● EXCERPTED RECORDS
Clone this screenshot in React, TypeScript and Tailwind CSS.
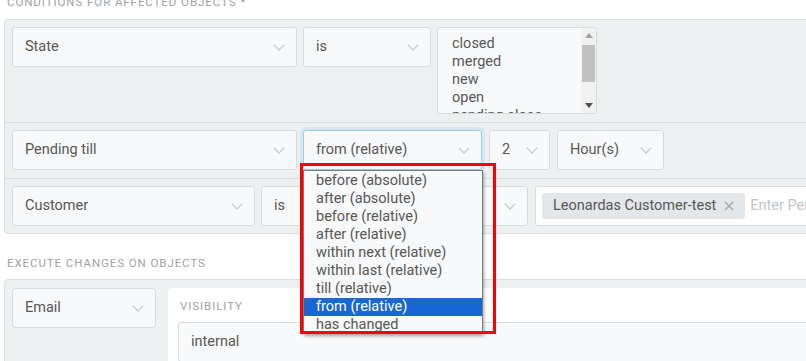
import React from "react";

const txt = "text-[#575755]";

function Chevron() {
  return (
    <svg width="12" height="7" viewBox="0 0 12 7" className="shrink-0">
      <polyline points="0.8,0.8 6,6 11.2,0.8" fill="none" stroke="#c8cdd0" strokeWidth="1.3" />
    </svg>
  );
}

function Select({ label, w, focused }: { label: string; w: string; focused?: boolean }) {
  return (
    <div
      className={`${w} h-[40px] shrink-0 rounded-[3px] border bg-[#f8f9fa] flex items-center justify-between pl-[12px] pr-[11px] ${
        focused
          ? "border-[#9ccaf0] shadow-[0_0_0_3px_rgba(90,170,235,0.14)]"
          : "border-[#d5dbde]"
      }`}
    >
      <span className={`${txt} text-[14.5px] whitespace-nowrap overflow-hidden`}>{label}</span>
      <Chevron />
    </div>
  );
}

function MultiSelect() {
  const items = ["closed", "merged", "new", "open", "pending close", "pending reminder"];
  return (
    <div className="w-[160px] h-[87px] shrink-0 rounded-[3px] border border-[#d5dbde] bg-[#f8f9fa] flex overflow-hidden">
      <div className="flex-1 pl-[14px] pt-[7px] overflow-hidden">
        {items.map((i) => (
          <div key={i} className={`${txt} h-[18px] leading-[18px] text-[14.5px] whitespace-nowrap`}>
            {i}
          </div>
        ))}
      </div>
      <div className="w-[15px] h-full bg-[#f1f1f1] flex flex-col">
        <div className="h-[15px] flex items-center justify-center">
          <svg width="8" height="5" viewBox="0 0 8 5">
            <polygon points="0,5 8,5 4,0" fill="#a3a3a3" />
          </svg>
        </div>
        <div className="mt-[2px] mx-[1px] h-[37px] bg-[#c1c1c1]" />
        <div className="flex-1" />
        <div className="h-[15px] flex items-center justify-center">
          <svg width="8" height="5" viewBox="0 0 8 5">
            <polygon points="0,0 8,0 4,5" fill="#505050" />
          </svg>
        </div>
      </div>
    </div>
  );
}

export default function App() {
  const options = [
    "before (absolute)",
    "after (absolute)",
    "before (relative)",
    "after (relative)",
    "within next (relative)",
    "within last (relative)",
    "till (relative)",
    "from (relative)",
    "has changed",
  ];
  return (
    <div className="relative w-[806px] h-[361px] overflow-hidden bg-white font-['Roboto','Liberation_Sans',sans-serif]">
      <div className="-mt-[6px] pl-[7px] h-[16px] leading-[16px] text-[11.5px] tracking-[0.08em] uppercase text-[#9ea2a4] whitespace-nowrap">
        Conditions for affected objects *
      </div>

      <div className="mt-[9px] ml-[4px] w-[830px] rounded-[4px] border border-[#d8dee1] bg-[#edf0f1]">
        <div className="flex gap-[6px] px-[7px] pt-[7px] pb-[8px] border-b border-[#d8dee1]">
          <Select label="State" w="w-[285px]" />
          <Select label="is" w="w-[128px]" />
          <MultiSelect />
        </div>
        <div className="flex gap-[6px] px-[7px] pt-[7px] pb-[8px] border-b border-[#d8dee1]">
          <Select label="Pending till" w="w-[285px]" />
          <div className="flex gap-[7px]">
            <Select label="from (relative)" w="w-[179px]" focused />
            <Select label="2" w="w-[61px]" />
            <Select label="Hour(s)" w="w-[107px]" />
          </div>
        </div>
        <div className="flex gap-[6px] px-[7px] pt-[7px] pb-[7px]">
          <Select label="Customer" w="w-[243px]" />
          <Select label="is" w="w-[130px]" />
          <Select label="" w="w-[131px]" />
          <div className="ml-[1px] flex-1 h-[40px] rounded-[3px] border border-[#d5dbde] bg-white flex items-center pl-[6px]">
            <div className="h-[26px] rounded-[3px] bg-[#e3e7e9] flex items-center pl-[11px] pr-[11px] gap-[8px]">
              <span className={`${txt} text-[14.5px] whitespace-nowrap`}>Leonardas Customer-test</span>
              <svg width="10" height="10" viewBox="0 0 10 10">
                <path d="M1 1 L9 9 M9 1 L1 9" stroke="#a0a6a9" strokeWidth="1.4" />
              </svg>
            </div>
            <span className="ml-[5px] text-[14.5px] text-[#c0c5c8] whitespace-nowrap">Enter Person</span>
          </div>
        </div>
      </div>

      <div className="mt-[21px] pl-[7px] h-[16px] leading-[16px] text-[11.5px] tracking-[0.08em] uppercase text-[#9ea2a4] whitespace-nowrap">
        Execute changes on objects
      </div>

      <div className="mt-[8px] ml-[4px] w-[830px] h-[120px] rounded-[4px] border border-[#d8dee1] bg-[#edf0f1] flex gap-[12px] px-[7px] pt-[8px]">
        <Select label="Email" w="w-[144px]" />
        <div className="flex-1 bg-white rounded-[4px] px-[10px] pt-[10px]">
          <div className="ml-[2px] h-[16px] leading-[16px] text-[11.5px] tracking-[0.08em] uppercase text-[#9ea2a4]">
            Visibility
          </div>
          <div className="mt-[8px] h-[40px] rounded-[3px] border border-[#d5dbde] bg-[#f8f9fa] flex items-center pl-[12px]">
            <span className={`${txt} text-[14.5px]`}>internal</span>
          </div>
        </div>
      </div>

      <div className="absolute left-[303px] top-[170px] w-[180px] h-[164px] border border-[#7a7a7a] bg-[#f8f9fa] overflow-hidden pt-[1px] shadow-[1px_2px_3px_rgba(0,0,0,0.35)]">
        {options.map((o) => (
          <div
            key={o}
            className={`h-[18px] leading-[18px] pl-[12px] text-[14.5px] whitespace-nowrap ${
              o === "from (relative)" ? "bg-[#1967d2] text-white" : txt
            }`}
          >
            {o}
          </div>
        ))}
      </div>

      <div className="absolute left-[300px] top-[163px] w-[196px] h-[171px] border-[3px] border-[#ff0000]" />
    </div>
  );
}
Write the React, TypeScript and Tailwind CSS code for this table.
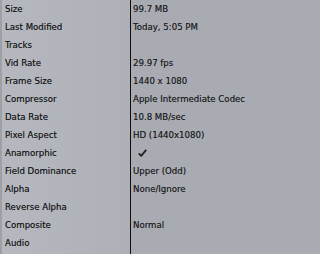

● GIVEN REQUEST
From the listing above, copy all lines holding the word "this".

● CORRECT ANSWER
Clone this screenshot in React, TypeScript and Tailwind CSS.
Write the React, TypeScript and Tailwind CSS code for this table.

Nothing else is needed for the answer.